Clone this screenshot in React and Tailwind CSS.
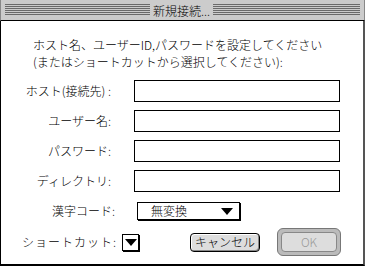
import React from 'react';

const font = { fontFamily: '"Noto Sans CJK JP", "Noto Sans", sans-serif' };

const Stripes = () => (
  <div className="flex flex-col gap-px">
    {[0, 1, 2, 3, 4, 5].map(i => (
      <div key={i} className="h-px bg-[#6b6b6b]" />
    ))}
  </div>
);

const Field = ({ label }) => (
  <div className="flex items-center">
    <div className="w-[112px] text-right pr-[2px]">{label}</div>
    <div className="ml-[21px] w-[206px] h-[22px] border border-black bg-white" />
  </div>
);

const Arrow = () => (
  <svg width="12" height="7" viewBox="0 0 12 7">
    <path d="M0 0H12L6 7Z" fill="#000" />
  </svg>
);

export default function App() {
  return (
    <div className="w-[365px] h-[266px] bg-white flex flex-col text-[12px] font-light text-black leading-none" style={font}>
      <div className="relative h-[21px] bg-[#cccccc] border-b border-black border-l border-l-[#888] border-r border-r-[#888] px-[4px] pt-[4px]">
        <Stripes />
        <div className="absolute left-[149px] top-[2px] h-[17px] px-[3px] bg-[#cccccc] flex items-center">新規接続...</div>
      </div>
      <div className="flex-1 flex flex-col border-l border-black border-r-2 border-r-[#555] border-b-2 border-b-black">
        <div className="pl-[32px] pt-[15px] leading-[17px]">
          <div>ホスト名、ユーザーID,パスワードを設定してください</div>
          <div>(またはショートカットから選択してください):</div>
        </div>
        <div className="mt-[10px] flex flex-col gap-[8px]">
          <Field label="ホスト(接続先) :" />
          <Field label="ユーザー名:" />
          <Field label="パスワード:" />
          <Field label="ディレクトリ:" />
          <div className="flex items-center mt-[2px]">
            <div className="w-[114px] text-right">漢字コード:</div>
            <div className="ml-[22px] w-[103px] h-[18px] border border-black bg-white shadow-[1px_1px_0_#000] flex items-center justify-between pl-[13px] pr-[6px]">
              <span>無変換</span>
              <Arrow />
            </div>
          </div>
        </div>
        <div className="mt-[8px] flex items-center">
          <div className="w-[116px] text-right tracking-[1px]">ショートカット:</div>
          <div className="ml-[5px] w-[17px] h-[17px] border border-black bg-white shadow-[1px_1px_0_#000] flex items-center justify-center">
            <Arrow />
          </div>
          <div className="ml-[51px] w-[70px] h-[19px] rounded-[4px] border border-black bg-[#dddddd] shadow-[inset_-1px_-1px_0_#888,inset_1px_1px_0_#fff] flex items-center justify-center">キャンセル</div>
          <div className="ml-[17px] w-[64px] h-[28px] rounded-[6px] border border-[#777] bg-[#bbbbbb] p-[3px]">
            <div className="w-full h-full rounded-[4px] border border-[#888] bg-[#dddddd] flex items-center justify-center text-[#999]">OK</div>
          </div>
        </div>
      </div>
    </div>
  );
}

------------------------

Aim of the task
Write out the full set of lines verbatim, without the pictures.

Expected answer
Clone this screenshot in React and Tailwind CSS.
import React from 'react';

const font = { fontFamily: '"Noto Sans CJK JP", "Noto Sans", sans-serif' };

const Stripes = () => (
  <div className="flex flex-col gap-px">
    {[0, 1, 2, 3, 4, 5].map(i => (
      <div key={i} className="h-px bg-[#6b6b6b]" />
    ))}
  </div>
);

const Field = ({ label }) => (
  <div className="flex items-center">
    <div className="w-[112px] text-right pr-[2px]">{label}</div>
    <div className="ml-[21px] w-[206px] h-[22px] border border-black bg-white" />
  </div>
);

const Arrow = () => (
  <svg width="12" height="7" viewBox="0 0 12 7">
    <path d="M0 0H12L6 7Z" fill="#000" />
  </svg>
);

export default function App() {
  return (
    <div className="w-[365px] h-[266px] bg-white flex flex-col text-[12px] font-light text-black leading-none" style={font}>
      <div className="relative h-[21px] bg-[#cccccc] border-b border-black border-l border-l-[#888] border-r border-r-[#888] px-[4px] pt-[4px]">
        <Stripes />
        <div className="absolute left-[149px] top-[2px] h-[17px] px-[3px] bg-[#cccccc] flex items-center">新規接続...</div>
      </div>
      <div className="flex-1 flex flex-col border-l border-black border-r-2 border-r-[#555] border-b-2 border-b-black">
        <div className="pl-[32px] pt-[15px] leading-[17px]">
          <div>ホスト名、ユーザーID,パスワードを設定してください</div>
          <div>(またはショートカットから選択してください):</div>
        </div>
        <div className="mt-[10px] flex flex-col gap-[8px]">
          <Field label="ホスト(接続先) :" />
          <Field label="ユーザー名:" />
          <Field label="パスワード:" />
          <Field label="ディレクトリ:" />
          <div className="flex items-center mt-[2px]">
            <div className="w-[114px] text-right">漢字コード:</div>
            <div className="ml-[22px] w-[103px] h-[18px] border border-black bg-white shadow-[1px_1px_0_#000] flex items-center justify-between pl-[13px] pr-[6px]">
              <span>無変換</span>
              <Arrow />
            </div>
          </div>
        </div>
        <div className="mt-[8px] flex items-center">
          <div className="w-[116px] text-right tracking-[1px]">ショートカット:</div>
          <div className="ml-[5px] w-[17px] h-[17px] border border-black bg-white shadow-[1px_1px_0_#000] flex items-center justify-center">
            <Arrow />
          </div>
          <div className="ml-[51px] w-[70px] h-[19px] rounded-[4px] border border-black bg-[#dddddd] shadow-[inset_-1px_-1px_0_#888,inset_1px_1px_0_#fff] flex items-center justify-center">キャンセル</div>
          <div className="ml-[17px] w-[64px] h-[28px] rounded-[6px] border border-[#777] bg-[#bbbbbb] p-[3px]">
            <div className="w-full h-full rounded-[4px] border border-[#888] bg-[#dddddd] flex items-center justify-center text-[#999]">OK</div>
          </div>
        </div>
      </div>
    </div>
  );
}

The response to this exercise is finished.